TestFunc ( Foo bar ) //1
{
bar.setName ("replaced name"); //2
bar = new Foo(); //3
bar.setName("new object"); //4
}

Foo myFoo = new Foo(); //5
myFoo.setName("original"); //6
TestFunc(myFoo); //7
myFoo.name.equals("replaced name") // 8


Starting with line 5, you create a new object. This allocates the object, setting the myFoo pointer. Let's say it creates an object at memory address 32. Line 6 sets the name string of the object at memory address 32. Line 7 calls the function; the pointer is passed by value --- that is, you can modify the thing being pointed to (the object at address 32), but you do not modify the pointer, it will still point to memory address 32. Line 1 makes a new pointer, called bar, that is initialized to point to address 32, which is the pass-by-value. Line 2 modifies the name of the object stored at memory address 32. Then line 3 creates a new object, say at memory address 70, and points the new bar pointer to the new memory address.
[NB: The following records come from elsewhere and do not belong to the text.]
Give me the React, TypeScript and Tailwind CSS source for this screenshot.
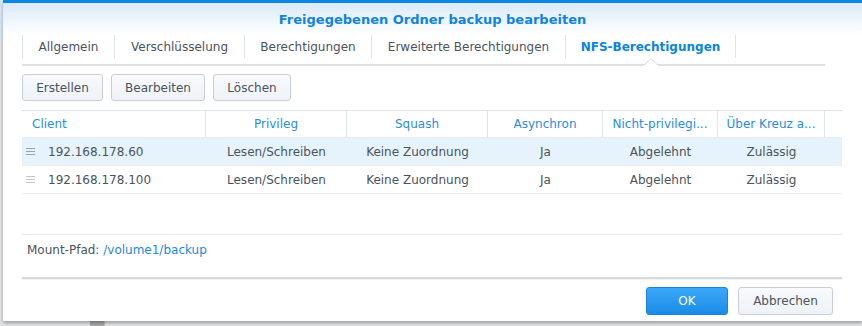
import React from "react";

const font = { fontFamily: '"DejaVu Sans", Verdana, sans-serif' };

const tabs = [
  { label: "Allgemein", w: 92 },
  { label: "Verschlüsselung", w: 130 },
  { label: "Berechtigungen", w: 127 },
  { label: "Erweiterte Berechtigungen", w: 194 },
  { label: "NFS-Berechtigungen", w: 171, active: true },
];

const cols = [
  { label: "Client", w: 184, align: "left" },
  { label: "Privileg", w: 141 },
  { label: "Squash", w: 141 },
  { label: "Asynchron", w: 115 },
  { label: "Nicht-privilegi...", w: 115 },
  { label: "Über Kreuz a...", w: 107 },
  { label: "", w: 17 },
];

const rows = [
  ["192.168.178.60", "Lesen/Schreiben", "Keine Zuordnung", "Ja", "Abgelehnt", "Zulässig"],
  ["192.168.178.100", "Lesen/Schreiben", "Keine Zuordnung", "Ja", "Abgelehnt", "Zulässig"],
];

function Btn({ children, w }: { children: React.ReactNode; w: number }) {
  return (
    <div
      className="h-[27px] flex items-center justify-center rounded-[3px] border border-[#c6cfd8] bg-gradient-to-b from-[#f8fafc] to-[#eef2f6] text-[12px] text-[#4a535c]"
      style={{ width: w }}
    >
      {children}
    </div>
  );
}

export default function App() {
  return (
    <div className="w-[862px] h-[326px] relative overflow-hidden bg-[#e4e6e8]" style={font}>
      {/* background window hints */}
      <div className="absolute left-0 top-0 w-[3px] h-[40px] bg-[#dcebf7]" />
      <div className="absolute left-[90px] top-[318px] w-[14px] h-[8px] bg-[#a9a9a9]" />
      <div className="absolute left-[104px] top-[318px] w-[1px] h-[8px] bg-[#c2c2c2]" />

      {/* dialog */}
      <div className="absolute left-[3px] top-0 w-[859px] h-[321px] bg-white shadow-[0_2px_4px_rgba(0,0,0,0.35)] flex flex-col">
        <div className="h-[3px] bg-[#0a86e2]" />
        <div className="h-[32px] bg-gradient-to-b from-[#d9eaf9] to-white flex items-center justify-center">
          <span className="text-[13px] font-bold text-[#1183de] pt-[2px]">
            Freigegebenen Ordner backup bearbeiten
          </span>
        </div>

        <div className="pl-[19px] flex flex-col">
          {/* tabs */}
          <div className="w-[803px] h-[31px] border-b-2 border-[#e0e0e0] flex relative">
            {tabs.map((t, i) => (
              <div
                key={t.label}
                className={`h-[23px] flex items-center justify-center text-[12px] border-l border-[#dde3e9] ${
                  i === tabs.length - 1 ? "border-r" : ""
                } ${t.active ? "font-bold text-[#0a84e0]" : "text-[#4a535c]"}`}
                style={{ width: t.w }}
              >
                {t.label}
              </div>
            ))}
            <svg
              className="absolute left-[622px] top-[22px]"
              width="14"
              height="9"
              viewBox="0 0 14 9"
            >
              <path d="M0 8.5 L7 1.5 L14 8.5" fill="white" stroke="#d6d6d6" strokeWidth="1" />
              <rect x="0" y="8" width="14" height="1" fill="white" />
            </svg>
          </div>

          {/* toolbar */}
          <div className="flex gap-[8px] mt-[8px]">
            <Btn w={81}>Erstellen</Btn>
            <Btn w={94}>Bearbeiten</Btn>
            <Btn w={78}>Löschen</Btn>
          </div>

          {/* table */}
          <div className="w-[820px] mt-[9px] border-t border-[#dbe5ee]">
            <div className="flex h-[27px] border-b border-[#e6edf3]">
              {cols.map((c, i) => (
                <div
                  key={i}
                  className={`h-full flex items-center text-[12px] text-[#2a8be4] ${
                    i < cols.length - 1 ? "border-r border-[#dde6ee]" : ""
                  } ${c.align === "left" ? "pl-[10px]" : "justify-center"}`}
                  style={{ width: c.w }}
                >
                  {c.label}
                </div>
              ))}
            </div>
            {rows.map((r, ri) => (
              <div
                key={ri}
                className={`flex h-[28px] border-b border-[#ececec] ${ri === 0 ? "bg-[#e6f3fd]" : ""}`}
              >
                {r.map((cell, ci) => (
                  <div
                    key={ci}
                    className={`h-full flex items-center text-[12px] text-[#4a535c] ${
                      ci === 0 ? "" : "justify-center"
                    }`}
                    style={{ width: cols[ci].w }}
                  >
                    {ci === 0 ? (
                      <>
                        <svg width="9" height="8" viewBox="0 0 9 8" className="ml-[4px] mr-[13px]">
                          <rect x="0" y="0" width="9" height="1" fill={ri === 0 ? "#9aa3ab" : "#c2c8ce"} />
                          <rect x="0" y="3" width="9" height="1" fill={ri === 0 ? "#9aa3ab" : "#c2c8ce"} />
                          <rect x="0" y="6" width="9" height="1" fill={ri === 0 ? "#9aa3ab" : "#c2c8ce"} />
                        </svg>
                        {cell}
                      </>
                    ) : (
                      cell
                    )}
                  </div>
                ))}
              </div>
            ))}
            <div className="h-[41px] border-b border-[#e2ebf2]" />
            <div className="h-[29px] flex items-center pl-[5px] text-[12px] text-[#4a535c]">
              Mount-Pfad:&nbsp;<span className="text-[#1f86e0]">/volume1/backup</span>
            </div>
          </div>

          {/* footer */}
          <div className="w-[820px] mt-[13px] h-[2px] bg-[#d8d8d8] shadow-[0_1px_1px_rgba(0,0,0,0.05)]" />
          <div className="w-[811px] flex justify-end gap-[10px] mt-[8px]">
            <div className="w-[82px] h-[28px] flex items-center justify-center rounded-[3px] border border-[#1a84dc] bg-gradient-to-b from-[#3aa8f8] to-[#198be6] text-[12px] text-white">
              OK
            </div>
            <div className="w-[95px] h-[28px] flex items-center justify-center rounded-[3px] border border-[#c6cfd8] bg-gradient-to-b from-[#f8fafc] to-[#eef2f6] text-[12px] text-[#4a535c]">
              Abbrechen
            </div>
          </div>
        </div>
      </div>
    </div>
  );
}
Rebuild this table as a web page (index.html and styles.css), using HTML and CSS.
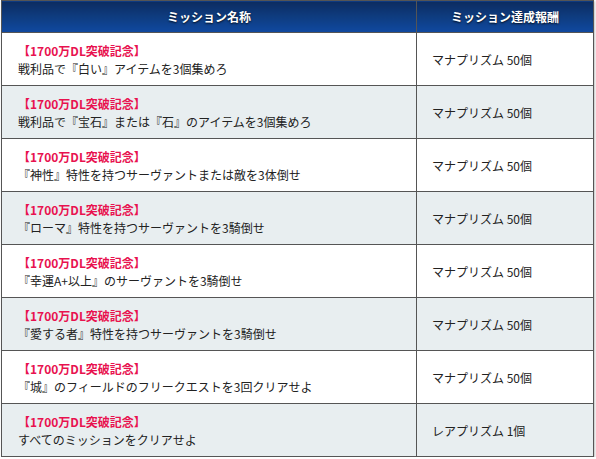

Line 4 modifies the name of the object stored at memory address 70. When we return to line 8, since myFoo was passed by value, it still points to memory address 32, so the object was modified within the function, but it was not replaced by the function.

To modify your integers you cannot pass them by value and have those values change, but you can create an object that contains three integers and modify those members from within the function.

#2frob

Posted 08 November 2012 - 11:33 PM

In java all objects are basically pointers. You allocate the memory with new, and the memory is freed by the garbage collector.

Foo myFoo = new Foo();

myFoo is called an object, but is actually a pointer to an object.

Java passes objects as references passed by value.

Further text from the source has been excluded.